Identify the lines that contain the string "React", then copy each of them.

________________________

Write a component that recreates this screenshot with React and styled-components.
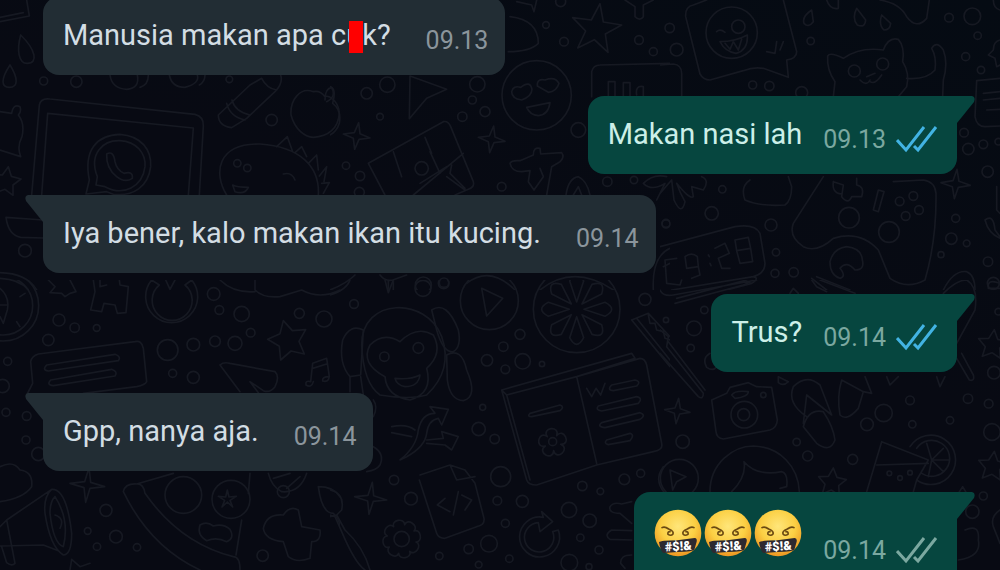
import React from 'react'
import styled, { createGlobalStyle } from 'styled-components'

const colors = {
  night: '#080a13',
  doodle: '#161922',
  incoming: '#222d34',
  incomingText: '#d3dde4',
  incomingMeta: '#8b959c',
  outgoing: '#06463f',
  outgoingText: '#ccefe8',
  outgoingMeta: '#7ba8a0',
  read: '#42b3e3',
  censor: '#ff0000',
}

const messages = [
  { id: 1, text: ['Manusia makan apa c', 'u', 'k?'], time: '09.13' },
  { id: 2, text: ['Makan nasi lah'], time: '09.13', mine: true, read: true, tail: true },
  { id: 3, text: ['Iya bener, kalo makan ikan itu kucing.'], time: '09.14', tail: true },
  { id: 4, text: ['Trus?'], time: '09.14', mine: true, read: true, tail: true },
  { id: 5, text: ['Gpp, nanya aja.'], time: '09.14', tail: true },
  { id: 6, emojis: 3, time: '09.14', mine: true, tail: true },
]

const polar = (cx, cy, len, a) => `${Math.round(cx + Math.cos(a) * len)} ${Math.round(cy + Math.sin(a) * len)}`

const star = (cx, cy, r, points = 5, inner = 0.5, turn = 0) => {
  const step = Math.PI / points
  let d = ''
  for (let i = 0; i < points * 2; i++) {
    const len = i % 2 ? r * inner : r
    d += `${i ? 'L' : 'M'}${polar(cx, cy, len, i * step - Math.PI / 2 + turn)}`
  }
  return d + 'Z'
}

// like star, but every tip is a round lobe
const flower = (cx, cy, valley, tip, petals, turn = 0) => {
  const step = (Math.PI * 2) / petals
  let d = `M${polar(cx, cy, valley, turn)}`
  for (let i = 0; i < petals; i++) {
    const a = turn + i * step
    d += `C${polar(cx, cy, tip, a + step * 0.08)} ${polar(cx, cy, tip, a + step * 0.92)} ${polar(cx, cy, valley, a + step)}`
  }
  return d + 'Z'
}

// every tile of the wallpaper is drawn on a 1020x870 board
const tiles = [
  {
    x: 0,
    y: 0,
    paths: [
      'M0 65L88 48L80 0M0 52L70 38',
      'M62 105C50 150 55 190 82 190C115 190 108 150 62 105Z',
      'M30 195C0 240 5 262 28 262C55 262 55 235 30 195Z',
      'M330 225Q335 265 380 268Q420 265 412 225M420 262Q445 255 445 225',
      'M508 225Q515 262 555 262Q600 250 592 225M598 255Q615 245 615 225',
      'M95 585L118 315Q122 293 150 297L585 343Q612 350 610 378L598 585',
      'M125 585L143 340L580 384L565 585',
      'M258 582L268 540C250 450 290 405 360 403C425 408 455 450 452 500C445 560 400 590 340 583L320 575L258 582',
      'M288 555L292 530C265 460 310 420 360 422C410 425 438 460 435 500C428 560 370 590 315 560Z',
      'M320 462Q340 450 345 485Q350 510 372 520Q400 512 397 535Q375 550 350 530Q318 505 320 462Z',
      'M655 345L750 255L785 235M655 345Q655 378 695 383L740 355L825 275Q850 250 842 225M680 310Q690 350 735 360M696 300Q705 335 750 345M785 235Q800 265 830 270',
      'M940 275C900 260 870 300 873 345C885 390 915 410 940 412C985 410 1015 385 1018 340C1015 300 985 285 975 290Q960 270 940 275M975 300Q975 265 995 263Q1010 290 980 305',
      'M680 585C640 520 650 430 780 432C900 440 960 500 955 585M830 440L862 410L877 452M885 458L905 440L920 470M925 490L950 465L955 510M958 528L980 500L972 545M965 550L988 548L970 580',
      'M698 555Q710 562 745 562Q735 585 705 575ZM850 522Q875 515 885 540',
      'M0 335L35 340Q40 310 60 320Q65 335 55 345Q75 370 66 410Q50 440 62 470L0 450',
      star(18, 545, 46, 5, 0.5, 0.15),
      'M130 660L18 652Q25 705 62 712L130 714',
      'M0 818Q80 820 110 870M0 835Q60 838 85 870',
    ],
    dots: [[131, 243, 12], [229, 245, 17], [815, 360, 17], [75, 752, 19], [712, 490, 11], [742, 504, 11], [688, 238, 10]],
  },
  {
    x: 330,
    y: 0,
    paths: [
      'M0 260Q20 265 8 310Q35 330 28 370Q20 395 0 405M540 50Q625 60 625 130Q600 155 535 155',
      'M560 5L605 15L612 35L620 0',
      star(798, 88, 78, 5, 0.4, 0.15),
      'M885 0L915 20L915 50Q930 65 940 50L940 15L970 0',
      'M240 228L350 268L290 295L238 356Z',
      'M545 275Q550 255 572 262Q600 240 606 268Q605 290 575 300Q545 295 545 275ZM622 258Q620 235 645 240Q675 228 687 250Q680 275 655 277ZM590 322L660 308Q655 345 625 347Q600 345 590 322Z',
      'M785 290L785 215Q790 195 810 195L1020 190M835 290V245H855V290M880 290V248H900V290M920 285Q915 255 940 260L940 290',
      star(80, 408, 40, 4, 0.3, 0.15),
      star(485, 418, 40, 4, 0.3, 0.15),
      'M165 585L115 490L340 365Q355 362 362 380L430 545Q435 560 415 568L375 585M285 412L305 460M190 455L215 530M300 455L330 520M250 585L400 460M350 530L405 570M270 550L350 500M365 495L360 520L405 565',
      'M540 490Q545 480 570 482L610 465Q610 440 630 445L632 462L695 458Q705 470 690 485L665 500L650 585M540 490Q545 515 575 515L600 512L595 545L612 570L640 530L630 505',
      'M708 585Q715 535 745 530Q770 540 780 585M730 585L745 560L755 585',
      'M940 550Q970 520 1010 530M940 550Q965 575 1005 550L980 600',
      'M0 870Q50 850 75 825M150 825Q165 845 188 840L230 825M175 842L175 870M190 842L190 870M410 850Q480 795 555 870M630 870Q730 790 850 870',
      'M970 870Q965 770 1020 745M1000 800L1020 790',
    ],
    dots: [[692, 5, 15], [648, 75, 10], [702, 125, 13], [927, 120, 13], [970, 155, 12], [172, 254, 23], [110, 280, 17], [442, 253, 23], [427, 300, 12], [465, 335, 15], [150, 350, 10], [397, 350, 14], [620, 286, 104], [275, 505, 20], [48, 497, 11], [90, 528, 14], [88, 577, 15], [515, 560, 13], [745, 390, 22], [832, 545, 14], [912, 540, 11], [280, 855, 24], [342, 848, 14], [1008, 670, 12]],
  },
  {
    x: 660,
    y: 0,
    paths: [
      'M370 0L410 155Q410 175 380 180L385 232L310 205Q280 200 250 212L150 240Q130 240 120 222L77 50Q75 20 100 15L140 0',
      'M180 125Q225 125 262 105Q265 150 228 160Q195 155 180 125ZM195 130L210 148L220 125L235 150L245 118M170 95Q180 85 195 97M320 155L345 160L350 125M360 150L370 125',
      'M455 30Q425 50 432 70Q445 85 460 65ZM590 25Q575 55 592 75Q615 85 617 60ZM665 45Q655 75 672 90Q690 90 692 70ZM500 0Q510 30 535 25L535 0',
      'M660 0Q720 10 740 50Q770 90 800 55L808 0',
      'M0 195L40 192Q65 195 65 220L65 290',
      'M520 290L525 245Q500 210 503 168Q510 155 550 175Q600 140 670 150Q685 110 715 118Q735 140 728 185Q750 220 740 260L715 290M620 230L645 220M630 245Q645 255 665 225M600 240Q620 260 630 240',
      'M740 235Q800 240 825 210Q830 170 815 145Q830 120 850 150Q865 190 850 240L848 290',
      'M1020 120Q1000 125 1000 150L985 165L1005 175L1010 200L1020 195M1000 0Q1000 25 1020 30',
      'M1020 235L950 242L945 350Q950 380 975 380L1020 378M970 280L1020 275M970 300L1020 295M980 330L1020 328',
      'M0 580L35 540L42 600Q65 650 75 605Q60 580 50 550Q90 600 100 590L95 560L130 570Q150 540 125 530',
      'M270 540Q240 560 255 600Q300 620 375 615Q395 600 395 560L385 530',
      'M490 530L400 670Q385 710 430 740Q470 760 520 715Q600 690 655 750L690 835Q740 870 795 840Q830 720 828 580Q825 545 790 540L700 545',
      'M520 545L550 555L545 590Q565 615 575 590L605 590Q615 560 590 555L590 535M520 545Q515 580 545 582M640 630L655 570L672 575L655 635Z',
      star(887, 552, 44, 4, 0.3, 0.1),
      'M0 740L225 680Q285 670 300 700L315 790Q315 820 280 830L35 870M280 830Q300 835 275 850L200 870',
      'M50 775L15 780L20 850L60 855L65 840M75 770Q95 755 112 770L115 800L80 805ZM115 800L120 825L95 835M165 745L195 730L208 760L175 775L185 805L210 805M225 720L265 712L272 745L230 752ZM230 752L240 790L278 785L272 745M145 765L148 770M150 790L153 797',
      'M510 785Q520 745 560 740Q605 745 607 780Q615 810 585 810Q560 780 540 805Q560 830 540 835Q510 825 510 785Z',
      'M455 835L500 870M470 830L570 870M850 870Q880 810 920 815Q945 825 945 870M975 660Q1000 640 1005 690L1020 710M975 660Q985 700 1020 715M1010 560L1010 630L1020 640',
    ],
    dots: [[29, 84, 14], [50, 149, 19], [215, 98, 77], [235, 80, 20], [452, 123, 11], [278, 255, 12], [328, 258, 14], [867, 53, 13], [937, 49, 25], [953, 107, 11], [917, 170, 12], [963, 210, 11], [583, 213, 18], [668, 192, 18], [425, 278, 18], [912, 398, 13], [925, 447, 17], [970, 433, 13], [1015, 425, 10], [983, 515, 17], [187, 568, 11], [155, 640, 20], [18, 672, 12], [333, 675, 18], [348, 757, 11], [345, 820, 12], [401, 817, 14], [567, 653, 31], [687, 696, 31], [719, 604, 13], [760, 588, 13], [777, 630, 13], [737, 648, 13], [887, 655, 12], [874, 716, 17], [920, 730, 10], [843, 764, 9], [984, 785, 14], [1000, 850, 18]],
  },
  {
    x: 0,
    y: 280,
    paths: [
      'M0 25Q30 50 22 90L10 130L0 110M0 75L20 75M60 50L75 40M50 125L60 140',
      'M145 0L165 20L150 38L185 40L195 50L210 40L228 35L210 0',
      'M280 0L285 35L272 90L305 95L312 70L345 75L352 100L378 98L385 20L360 15L358 0M300 0V20L320 15',
      'M455 0A78 78 0 1 0 575 0L555 15A60 60 0 1 1 478 15ZM497 0L510 28L525 0',
      'M660 0Q700 40 765 35M765 0L765 30Q790 55 840 50L905 30Q960 60 1020 30',
      star(865, 182, 62, 5, 0.52, -0.25),
      'M80 345L98 310L92 245Q95 228 115 222L405 185Q425 180 430 205L440 305Q435 315 410 320L250 340',
      'M140 255L345 223Q365 230 355 242L145 273Q125 270 140 255ZM152 300L335 268Q355 275 345 288L160 317Q138 315 152 300Z',
      'M660 255Q670 245 690 250L825 275Q840 290 825 320Q810 340 790 332L750 305L775 338M660 255L720 335',
      'M932 305L938 250L980 235L988 290M938 265L980 252M932 305Q915 300 918 315Q935 325 940 305M988 290Q965 290 968 303Q985 308 988 290',
      star(262, 615, 52, 4, 0.25, 0.1),
      'M0 560Q40 540 60 570Q100 575 95 620Q70 655 0 665',
      'M20 720L155 628Q200 625 215 760Q215 825 190 825Q150 800 135 700Q130 650 155 628M165 650Q210 720 190 800Q160 790 150 700Q150 665 165 650M165 705Q195 715 180 745M0 798L130 795L175 812M20 720L45 850Q35 860 20 848L5 800M0 740L20 720',
      'M370 635Q375 610 410 612L520 580M370 635Q450 800 600 870M410 612Q430 610 435 640Q540 790 700 830Q720 830 720 870M725 720L708 825M750 580L745 640',
      'M600 735Q620 722 640 738Q670 730 690 748Q705 775 680 785Q650 770 620 782Q590 765 600 735Z',
      star(682, 658, 28, 5, 0.3, 0),
      'M805 580Q815 620 845 635Q900 640 920 580M820 595L870 580M860 625L900 590M955 620Q1000 620 1020 650M955 620Q965 700 1000 700Q1020 720 1020 740',
      'M790 745Q800 700 850 705Q870 675 895 690L905 740L960 750Q965 785 935 785L930 835Q890 850 865 830L850 785Q795 780 790 745Z',
      'M210 870L215 838L240 860L270 850',
    ],
    dots: [[10, 77, 88], [10, 77, 106], [177, 120, 18], [224, 143, 14], [290, 144, 10], [145, 180, 17], [23, 244, 12], [8, 318, 20], [641, 42, 19], [658, 90, 13], [725, 102, 23], [898, 100, 15], [972, 117, 24], [752, 158, 13], [503, 210, 31], [580, 194, 19], [645, 184, 16], [705, 190, 21], [518, 280, 12], [580, 292, 18], [18, 397, 12], [80, 408, 13], [78, 480, 12], [115, 522, 20], [550, 645, 55], [693, 658, 57], [318, 691, 18], [263, 753, 10], [348, 770, 19], [291, 800, 11], [411, 802, 11], [788, 827, 17], [850, 635, 18]],
  },
  {
    x: 330,
    y: 280,
    paths: [
      'M455 25L518 55L470 108ZM0 45Q50 30 60 0M165 0L175 38L190 0',
      'M95 195C95 50 290 50 335 170Q370 270 290 345Q240 360 150 345Q100 310 95 195M210 185Q160 155 120 195Q90 250 165 290Q170 350 240 360Q310 340 290 265Q340 220 310 165Q260 135 210 185ZM195 295Q240 300 270 285Q265 320 225 320Q200 315 195 295Z',
      'M305 90Q350 60 385 150Q395 200 370 215Q340 220 320 150ZM350 225Q395 200 410 270Q445 350 400 362Q360 360 352 300ZM100 150Q60 130 38 180Q25 250 60 290L92 285ZM60 290L60 335M92 290L100 345',
      'M515 330L905 220L915 235L740 290L530 345ZM740 290L930 235Q945 235 950 255L995 490Q1000 510 970 515L800 555L620 615Q595 615 590 600L515 330M530 345L600 600M740 290L800 550',
      'M600 400L690 375Q705 380 690 392L605 410Q590 410 600 400ZM845 315L915 300Q935 305 920 318L850 332Q830 330 845 315ZM805 378L920 350Q940 355 925 370L815 393Q795 390 805 378ZM815 428L930 398Q950 405 930 418L825 443Q800 440 815 428ZM830 480L900 460Q915 465 900 482L835 494Q820 490 830 480Z',
      'M770 325L785 350L798 325L812 345L825 310',
      flower(668, 488, 24, 58, 5, 0.2),
      'M905 120L955 100L1020 170M905 120L1020 260M955 105L960 130L975 130L980 150L1000 155L1005 175L1020 180M920 115L1020 240',
      'M210 540Q260 500 265 450Q275 400 315 400L300 380L355 388L335 435L325 415Q295 420 290 460Q285 500 230 530ZM185 440Q230 430 255 450M185 458Q220 465 245 470M290 480L340 475L335 455L385 470L365 510L345 495L290 490',
      'M270 585L360 555L405 570L435 610L462 715Q465 735 440 740L345 775Q325 775 320 760L268 600M360 555L380 600L435 590M345 655L322 675L360 695M385 635L370 705M395 645L425 660L405 690',
      star(122, 655, 48, 4, 0.25, 0.1),
      flower(215, 777, 44, 66, 8, 0.2),
      'M640 712A60 60 0 1 0 685 750L668 755A44 44 0 1 1 625 728L630 755L668 725L635 695Z',
      'M0 630Q45 640 35 690L20 705L45 750Q100 800 120 870M0 705L15 710L35 755Q75 850 105 870M20 705L0 710',
      'M840 680Q850 665 875 672L905 665M840 680Q835 700 870 700L905 730M905 752L845 750Q820 765 840 778L905 780M905 825Q870 825 872 850L885 865M1000 560Q970 600 1005 640L1020 640',
      'M130 360Q145 380 130 410M130 500Q165 520 150 555Q140 570 110 575',
      ...[0, 45, 90, 135, 180, 225, 270, 315].map(deg => {
        const a = (deg * Math.PI) / 180
        const at = (turn, len) => polar(740, 88, len, a + turn)
        return `M${at(0, 22)}L${at(-0.24, 88)}Q${at(0, 125)} ${at(0.24, 88)}Z`
      }),
    ],
    dots: [[478, 62, 87], [163, 230, 14], [265, 204, 16], [740, 88, 130], [279, 25, 24], [341, 10, 16], [72, 72, 13], [570, 163, 15], [520, 200, 14], [471, 241, 17], [526, 268, 13], [578, 244, 23], [636, 252, 8], [945, 58, 18], [458, 382, 9], [446, 447, 20], [494, 477, 14], [668, 485, 12], [192, 600, 14], [243, 656, 19], [512, 590, 30], [502, 662, 13], [577, 664, 18], [526, 730, 12], [477, 791, 25], [416, 807, 14], [328, 828, 11], [446, 854, 10], [538, 836, 11], [215, 777, 23], [717, 690, 23], [779, 722, 20], [751, 773, 11], [718, 848, 25], [807, 810, 12], [777, 860, 9], [757, 618, 14], [811, 634, 10], [883, 598, 16], [932, 580, 12]],
  },
  {
    x: 660,
    y: 280,
    paths: [
      'M0 30Q10 50 40 45L290 0M45 70L250 15L285 0M50 55L260 0M390 40L400 25L415 40M455 0L470 20L500 35M480 0L585 40M850 40Q890 0 920 0Q955 20 945 90L890 190M1020 10Q980 -5 985 25L1020 25',
      'M0 150L25 170L20 200L130 340Q130 360 115 350L0 220M25 185L135 330M905 220L940 285Q945 305 928 300L890 235',
      'M155 360L200 340L210 322L265 308L290 320L335 322L352 420Q350 445 330 450L190 477Q170 475 168 455ZM215 345Q225 330 265 335Q265 350 225 355ZM355 290L385 305Q370 320 355 308Z',
      'M440 410Q380 370 400 320Q440 280 480 315L515 405L440 345L430 430M430 440Q445 385 490 395Q520 440 525 480Q510 520 470 490ZM545 300L610 335L595 385Q560 425 540 405Q530 350 545 300M610 335L635 340L615 290M680 290L690 315L715 290M830 290L840 320L855 290',
      star(52, 393, 38, 4, 0.3, 0.1),
      star(998, 195, 46, 5, 0.5, 0.1),
      star(998, 560, 46, 5, 0.5, 0.1),
      star(516, 608, 44, 5, 0.5, 0.1),
      'M150 635C150 550 220 498 280 498C360 500 415 560 418 635M215 635Q260 590 252 545Q290 590 365 575Q385 580 380 620L360 625M30 570L78 590L50 605L38 630Z',
      'M665 485L805 540L770 600L760 635M665 485L620 635M650 555L805 550M750 500A74 74 0 1 1 770 600M770 505A54 54 0 1 1 785 580M815 540L800 490M815 540L850 505M815 540L865 540M815 540L850 575M815 540L805 590',
      'M915 750Q960 730 955 780Q965 830 895 840M1000 740Q990 710 1020 690M1000 740L1020 790M895 640L908 620L920 640',
      'M150 220Q125 235 140 262Q160 275 170 260',
    ],
    dots: [[133, 90, 11], [102, 145, 22], [18, 120, 8], [92, 204, 11], [253, 404, 40], [251, 404, 18], [310, 345, 8], [68, 485, 20], [58, 595, 57], [410, 486, 11], [443, 528, 15], [578, 538, 15], [621, 433, 19], [671, 399, 26], [750, 361, 13], [757, 433, 11], [870, 421, 11], [924, 356, 14], [986, 371, 13], [996, 456, 25], [1002, 278, 19], [688, 580, 7], [720, 594, 7], [750, 578, 7], [970, 648, 12], [937, 695, 20], [1015, 95, 10]],
  },
]

const Wallpaper = () => (
  <Backdrop viewBox="0 0 1000 570" preserveAspectRatio="xMidYMid slice" aria-hidden="true">
    {tiles.map(tile => (
      <svg key={`${tile.x}-${tile.y}`} x={tile.x} y={tile.y} width="340" height="290" viewBox="0 0 1020 870">
        {tile.paths.map((d, i) => <path key={i} d={d} />)}
        {tile.dots.map(([cx, cy, r], i) => <circle key={i} cx={cx} cy={cy} r={r} />)}
      </svg>
    ))}
  </Backdrop>
)

const Swearing = () => (
  <Face viewBox="0 0 144 144" role="img" aria-label="🤬">
    <defs>
      <radialGradient id="skin" cx="50%" cy="36%" r="62%">
        <stop offset="0" stopColor="#ffe67a" />
        <stop offset="0.6" stopColor="#fbcf43" />
        <stop offset="1" stopColor="#ee9a24" />
      </radialGradient>
    </defs>
    <circle cx="72" cy="72" r="70" fill="url(#skin)" />
    <g fill="none" stroke="#6b4a12" strokeWidth="5" strokeLinecap="round">
      <path d="M24 56Q32 51 44 60Q60 66 57 75Q51 82 42 76Q40 68 48 68" />
      <path d="M120 56Q112 51 100 60Q84 66 87 75Q93 82 102 76Q104 68 96 68" />
    </g>
    <path d="M15 100Q20 94 70 94L122 87Q130 88 128 98L121 122Q116 127 72 129L28 132Q20 128 15 100Z" fill="#2d2930" />
    <Curse x="73" y="125" transform="rotate(-4 72 112)">#$!&amp;</Curse>
  </Face>
)

const Ticks = ({ read }) => (
  <TickIcon $read={read} viewBox="0 0 42 28" role="img" aria-label={read ? 'Dibaca' : 'Terkirim'}>
    <path d="M1 14L10 24L28 1M18 20L22 24L40 1" />
  </TickIcon>
)

const Message = ({ text, emojis, time, mine, read, tail }) => (
  <Bubble $mine={mine} $tail={tail} $big={!!emojis}>
    {emojis ? (
      <Emojis>
        {Array.from({ length: emojis }, (_, i) => <Swearing key={i} />)}
      </Emojis>
    ) : (
      <Text>
        {text[0]}
        {text[1] && <Censored>{text[1]}</Censored>}
        {text[2]}
      </Text>
    )}
    <Meta $mine={mine} $big={!!emojis}>
      <time>{time}</time>
      {mine && <Ticks read={read} />}
    </Meta>
  </Bubble>
)

const App = () => (
  <Chat>
    <GlobalStyle />
    <Wallpaper />
    <List>
      {messages.map(({ id, ...rest }) => <Message key={id} {...rest} />)}
    </List>
  </Chat>
)

const GlobalStyle = createGlobalStyle`
  * {
    box-sizing: border-box;
  }
  body {
    margin: 0;
    background: ${colors.night};
    font-family: Roboto, 'Liberation Sans', sans-serif;
  }
`

const Chat = styled.main`
  position: relative;
  height: 100vh;
  overflow: hidden;
  background: linear-gradient(200deg, #050b13 0%, ${colors.night} 45%);
`

const Backdrop = styled.svg`
  position: absolute;
  inset: 0;
  width: 100%;
  height: 100%;
  fill: none;
  stroke: ${colors.doodle};
  stroke-width: 5;
  stroke-linecap: round;
  stroke-linejoin: round;
`

/* scrolled a touch past the top of the first bubble */
const List = styled.ul`
  position: relative;
  display: flex;
  flex-direction: column;
  gap: 21px;
  margin: -3px 0 0;
  padding: 0 43px;
  list-style: none;
`

const Bubble = styled.li`
  position: relative;
  display: flex;
  align-items: flex-start;
  align-self: ${({ $mine }) => ($mine ? 'flex-end' : 'flex-start')};
  gap: ${({ $mine }) => ($mine ? 21 : 35)}px;
  padding: ${({ $big }) => ($big ? 17 : 21)}px ${({ $mine }) => ($mine ? 19 : 17)}px 19px 20px;
  border-radius: 16px;
  background: ${({ $mine }) => ($mine ? colors.outgoing : colors.incoming)};
  color: ${({ $mine }) => ($mine ? colors.outgoingText : colors.incomingText)};

  ${({ $tail, $mine }) => $tail && `
    border-top-${$mine ? 'right' : 'left'}-radius: 0;

    &::before {
      content: '';
      position: absolute;
      top: 0;
      ${$mine ? 'left' : 'right'}: 100%;
      width: 18px;
      height: 27px;
      background: inherit;
      clip-path: path('M18 0H3Q-1 1 1 6L18 27Z');
      ${$mine ? 'transform: scaleX(-1);' : ''}
    }
  `}
`

const Text = styled.p`
  margin: 0;
  font-size: 29px;
  line-height: 34px;
`

const Censored = styled.span`
  position: relative;

  &::after {
    content: '';
    position: absolute;
    top: 3px;
    left: 3px;
    width: 14px;
    height: 32px;
    background: ${colors.censor};
  }
`

const Emojis = styled.div`
  display: flex;
  gap: 2px;
`

const Face = styled.svg`
  width: 48px;
  height: 48px;
`

const Curse = styled.text`
  fill: #ffffff;
  font-size: 38px;
  font-weight: 900;
  text-anchor: middle;
`

const Meta = styled.div`
  display: flex;
  align-items: center;
  gap: 10px;
  margin-top: ${({ $big }) => ($big ? 27 : 8)}px;
  font-size: 25px;
  line-height: 30px;
  color: ${({ $mine }) => ($mine ? colors.outgoingMeta : colors.incomingMeta)};
`

const TickIcon = styled.svg`
  width: 42px;
  height: 28px;
  fill: none;
  stroke: ${({ $read }) => ($read ? colors.read : colors.outgoingMeta)};
  stroke-width: 3;
`

export default App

________________________

§ Task answer:
Write a component that recreates this screenshot with React and styled-components.
import React from 'react'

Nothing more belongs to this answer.